After graduation from high school in southern California, Johnny came to Utah to study at Brigham Young University in Provo, Utah, and prepare to leave on a mission for the LDS Church, which is where I met him in the late 1970s. Like all young prospective missionaries then, Johnny needed to take the MLAT (Modern Language Aptitude Test), which at the time I administered weekly as part of my responsibilities at the Missionary Training Center, a place where missionaries came to spend several weeks doing intensive language and missionary training prior to departing for various corners of the world, domestic and foreign. One's performance on that particular test generally was a significant factor in determining where the missionary would ultimately be sent (those who did better on the test generally, but not always, tended to be sent to locations where language was more difficult). Afterward, I would score those tests and send them to the appropriate authorities for screening.
Johnny came up and visited with me for a while after the test, concerned about how he did.
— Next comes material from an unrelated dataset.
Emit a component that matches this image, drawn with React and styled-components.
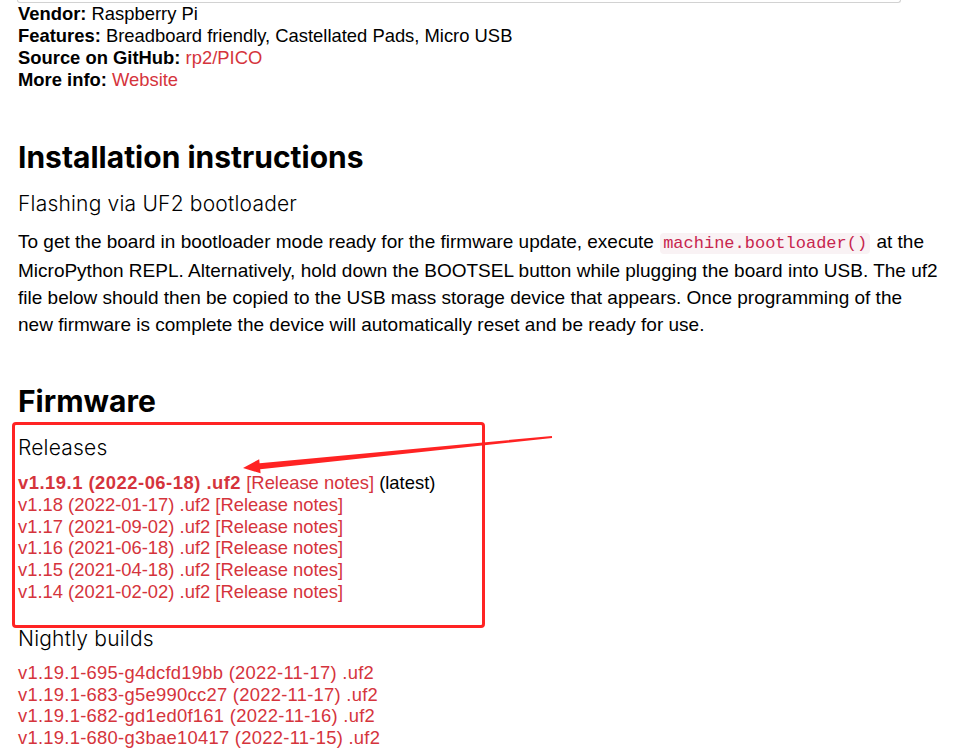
import React from "react";
import styled, { createGlobalStyle } from "styled-components";

const Global = createGlobalStyle`
  html, body { margin: 0; padding: 0; background: #fff; }
  body { font-family: "Liberation Sans", Arial, sans-serif; color: #000; }
`;

const Page = styled.div`
  width: 963px;
  height: 755px;
  overflow: hidden;
`;

const TopCard = styled.div`
  margin-left: 17px;
  width: 882px;
  height: 2px;
  border: 1px solid #d2d2d2;
  border-top: none;
  border-radius: 0 0 8px 8px;
`;

const Content = styled.div`
  padding-left: 18px;
`;

const Meta = styled.div`
  font-size: 18.4px;
  line-height: 22px;
`;

const MetaRow = styled.div`
  white-space: nowrap;
`;

const Label = styled.b`
  font-weight: 700;
`;

const Link = styled.a`
  color: #d5343c;
  text-decoration: none;
  font-weight: ${(p) => (p.$bold ? 700 : 400)};
  ${(p) => (p.$bold ? "letter-spacing: 0.5px;" : "")}
`;

const H2 = styled.h2`
  font-family: Inter, "Liberation Sans", sans-serif;
  font-weight: 700;
  font-size: 30px;
  line-height: 34px;
  margin: ${(p) => p.$mt}px 0 0;
`;

const H5 = styled.h5`
  font-family: Inter, "Liberation Sans", sans-serif;
  font-weight: 300;
  font-size: 21px;
  letter-spacing: 0.2px;
  line-height: 24px;
  margin: ${(p) => p.$mt}px 0 0;
`;

const Para = styled.p`
  font-size: 19px;
  line-height: 27px;
  margin: 12px 0 0;
  white-space: nowrap;
`;

const Code = styled.code`
  font-family: "Liberation Mono", monospace;
  font-size: 17px;
  color: #c7254e;
  background: #f9f2f4;
  border-radius: 4px;
  padding: 1px 3px;
  margin: 0 1px;
`;

const Releases = styled.div`
  position: relative;
  margin-top: 18px;
`;

const Highlight = styled.div`
  position: absolute;
  left: -6px;
  top: -14px;
  width: 467px;
  height: 200px;
  border: 3px solid #ff2323;
  border-radius: 4px;
  pointer-events: none;
`;

const Arrow = styled.svg`
  position: absolute;
  left: 220px;
  top: -5px;
  overflow: visible;
`;

const List = styled.div`
  margin-top: ${(p) => p.$mt}px;
  font-size: 18.4px;
  line-height: 21.8px;
`;

const Row = styled.div`
  white-space: nowrap;
  letter-spacing: ${(p) => p.$ls || "0"};
`;

const Latest = styled.span`
  color: #000;
`;

const releases = [
  ["v1.18", "2022-01-17"],
  ["v1.17", "2021-09-02"],
  ["v1.16", "2021-06-18"],
  ["v1.15", "2021-04-18"],
  ["v1.14", "2021-02-02"],
];

const nightlies = [
  "v1.19.1-695-g4dcfd19bb (2022-11-17) .uf2",
  "v1.19.1-683-g5e990cc27 (2022-11-17) .uf2",
  "v1.19.1-682-gd1ed0f161 (2022-11-16) .uf2",
  "v1.19.1-680-g3bae10417 (2022-11-15) .uf2",
];

export default function App() {
  return (
    <Page>
      <Global />
      <TopCard />
      <Content>
        <Meta>
          <MetaRow><Label>Vendor:</Label> Raspberry Pi</MetaRow>
          <MetaRow><Label>Features:</Label> Breadboard friendly, Castellated Pads, Micro USB</MetaRow>
          <MetaRow><Label>Source on GitHub:</Label> <Link href="#">rp2/PICO</Link></MetaRow>
          <MetaRow><Label>More info:</Label> <Link href="#">Website</Link></MetaRow>
        </Meta>

        <H2 $mt={49}>Installation instructions</H2>
        <H5 $mt={18}>Flashing via UF2 bootloader</H5>
        <Para>
          To get the board in bootloader mode ready for the firmware update, execute <Code>machine.bootloader()</Code> at the
          <br />
          MicroPython REPL. Alternatively, hold down the BOOTSEL button while plugging the board into USB. The uf2
          <br />
          file below should then be copied to the USB mass storage device that appears. Once programming of the
          <br />
          new firmware is complete the device will automatically reset and be ready for use.
        </Para>

        <H2 $mt={46}>Firmware</H2>
        <Releases>
          <H5 $mt={0}>Releases</H5>
          <List $mt={12}>
            <Row>
              <Link href="#" $bold>v1.19.1 (2022-06-18) .uf2</Link> <Link href="#">[Release notes]</Link> <Latest>(latest)</Latest>
            </Row>
            {releases.map(([v, d]) => (
              <Row key={v}>
                <Link href="#">{v} ({d}) .uf2</Link> <Link href="#">[Release notes]</Link>
              </Row>
            ))}
          </List>
          <Highlight />
          <Arrow width="340" height="45" viewBox="0 0 340 45">
            <polygon
              points="5,37 21.2,28.3 21.6,32.3 313.9,5 314.1,7 22.2,38.3 22.6,42.3"
              fill="#ff2323"
            />
          </Arrow>
        </Releases>

        <H5 $mt={24}>Nightly builds</H5>
        <List $mt={11}>
          {nightlies.map((n) => (
            <Row key={n} $ls="0.27px">
              <Link href="#">{n}</Link>
            </Row>
          ))}
        </List>
      </Content>
    </Page>
  );
}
Happily, he did well, evidenced by the fact that he was sent to Portugal for two years on his mission.
Johnny and I enjoyed talking about the fact that at the time we both drove the same car. In fact, I'm fairly certain we had the only two Renault 5 ("Le Car") GTLs in the area. To have a chic little French car in Provo was, well, fairly unique. Mine was brown with a gold stripe and a sunroof, and had "Voulez vous Le Car Avec Moi" displayed prominently in the tiny rear window. Nice little car, that. 54 mpg. Long gone.
He was a really great kid, and I met him at a very interesting juncture in his life. It was not long after the horribly tragic death of his beloved "Family Affair" co-star, Anissa Jones, who played Buffy and had struggled with the challenges of surviving child stardom.
Two roads diverged.
Johnny came back from his mission and completed his studies at BYU, got a degree in communications, then formed his own computer consulting firm and worked in a Los Angeles talent agency, Whitaker Entertainment. He teamed in later years with psychiatrist Dr. Ron Zodkevich for a radio talk show, "The Dr. Zod and Johnny Show" broadcast on the Cable Radio Network. He has been actively involved in issues involving addiction and child stardom, and is a certified addiction counselor. He is President and Founder of Paso Por Paso, an organization whose primary focus is helping Spanish-speaking addicts receive treatment and enter recovery.
Like many child stars, John had his bumps in the road, but he's happily still with us.